A central measurement of F-statistics is the inbreeding coefficient (F).

$$F = 1 - \frac{Observed(Aa)}{Expected(Aa)}$$

### Wright's F-statistics

Under HW the genotype frequencies in a populations are:

$$AA = p^{2}$$ $$Aa = 2pq$$ $$aa = q^{2}$$
In the presence of inbreeding (non-random mating) these deviate from HW as:

$$AA = p^{2}(1-F) + pF$$ $$Aa = 2pq(1 - F)$$ $$aa = q^{2}(1-F) + qF$$

### Wright's F-statistics

These statistics become interesting when we start to define what we mean by a population. For example, comparing sampled individuals from two locations.

Different F-statistics look at different levels of population structure. $F_{IT}$ is the inbreeding coefficient ($F$) of an individual relative to the total population. $F_{IS}$ is the inbreeding coefficient of an individual relative to a subpopulation ($S$), and $F_{ST}$ is the effect of subpopulations relative to total.  ### Wright's F-statistics

$F_{ST}$ can be interpreted as a measure of population differentiation. If $F_{ST}$ between two populations is 1 then they are fixed for different alleles (no variation is segregating in both populations).  ### Wright's F-statistics

For example, large populations among which there is much migration tend to show little differentiation, whereas small populations among which there is little migration tend to be highly differentiated. FST is a convenient measure of this differentiation, and as a result FST and related statistics are among the most widely used descriptive statistics in population and evolutionary genetics.  ### $F_{ST}$ applied

The most widely used of these statistics is $F_{ST}$, as we are often interested in the effect of population subdivision, and in comparing genetic diversity of subpopulations. There are several definitions of $F_{ST}$:

$$F_{ST} = \frac{\pi_{between}-\pi_{within}}{\pi_{between}}$$
Or, the variance in p across populations over the max variance that could exist among subpopulations.)
$$F_{ST} = \frac{var(p)}{p(1-p)}$$

### $F_{ST}$ applied

The most widely used estimator of $F_{ST}$ from DNA sequence data is:

$$F_{ST} = \frac{\pi_{between}-\pi_{within}}{\pi_{between}}$$
Where $\pi_{between}$ and $\pi_{within}$ are the average number of pairwise differences between two individuals sampled from different subpopulations (between) or the same subpop (within). This estimator is also biased and so we typically use another estimator, Watterson's $\Theta$, to estimate the average pairwise distance as population genetic diversity (more on this next time).

### $F_{ST}$ in humans

Genetic diversity in humans is low compared to our close relatives, and most variation is shared among human populations.

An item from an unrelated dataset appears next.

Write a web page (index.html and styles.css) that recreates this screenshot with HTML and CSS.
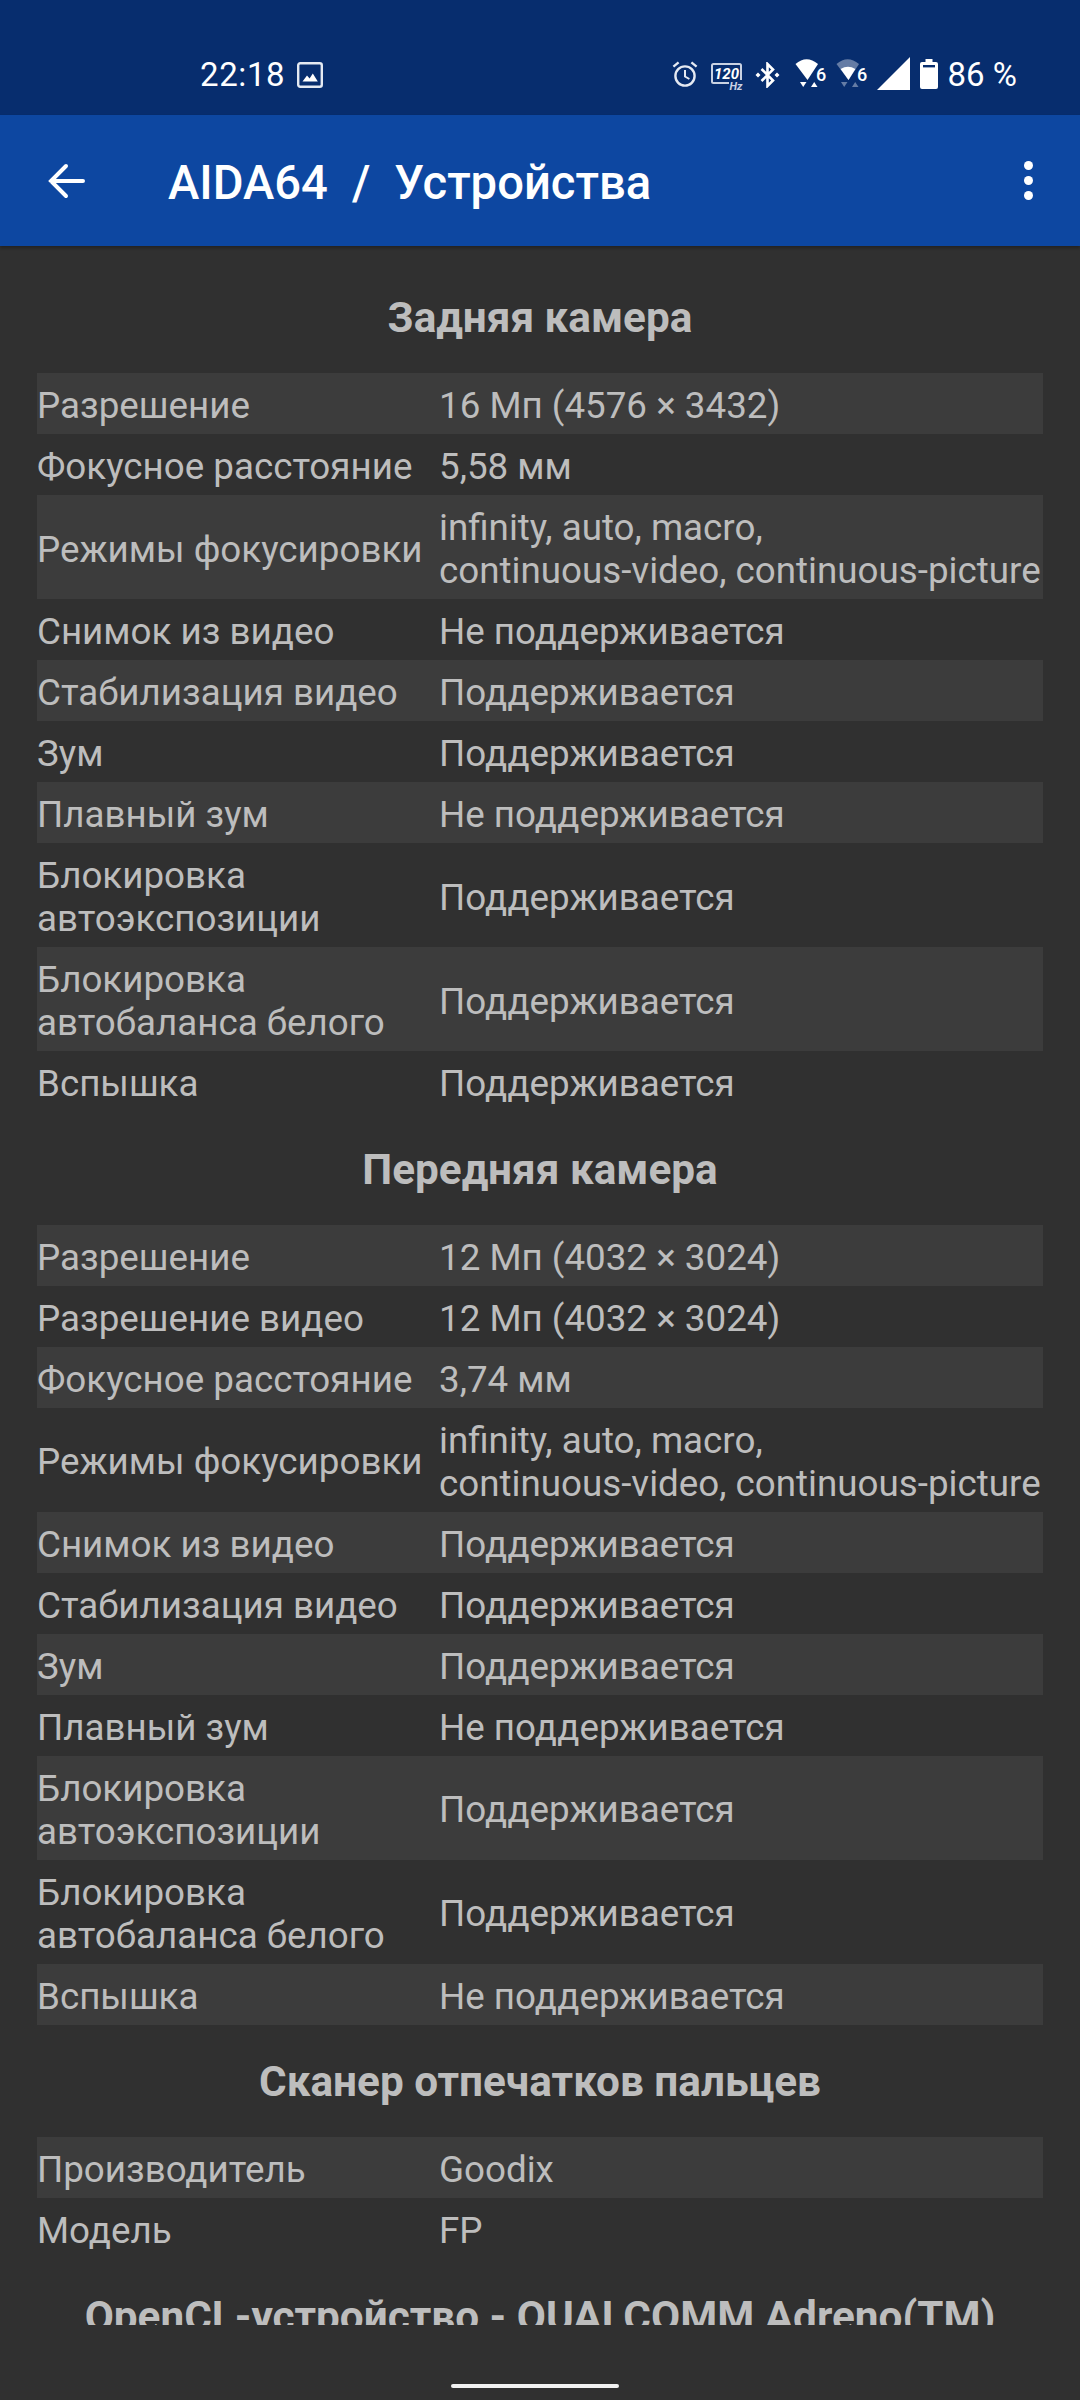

Based on three million SNPs, ~12% of the genetic variation is found to occur between continental populations, and ~1% between populations within continents.

### The neutral theory of molecular evolution

Neutral theory proposes that most genetic variation within species and genetic differences among species are a result of genetic drift acting on selectively neutral alleles.

Most new mutations are deleterious and lost, or weakly deleterious and thus effectively neutral. Beneficial mutations are rare and fix quickly and thus will not be observed as within-population variation.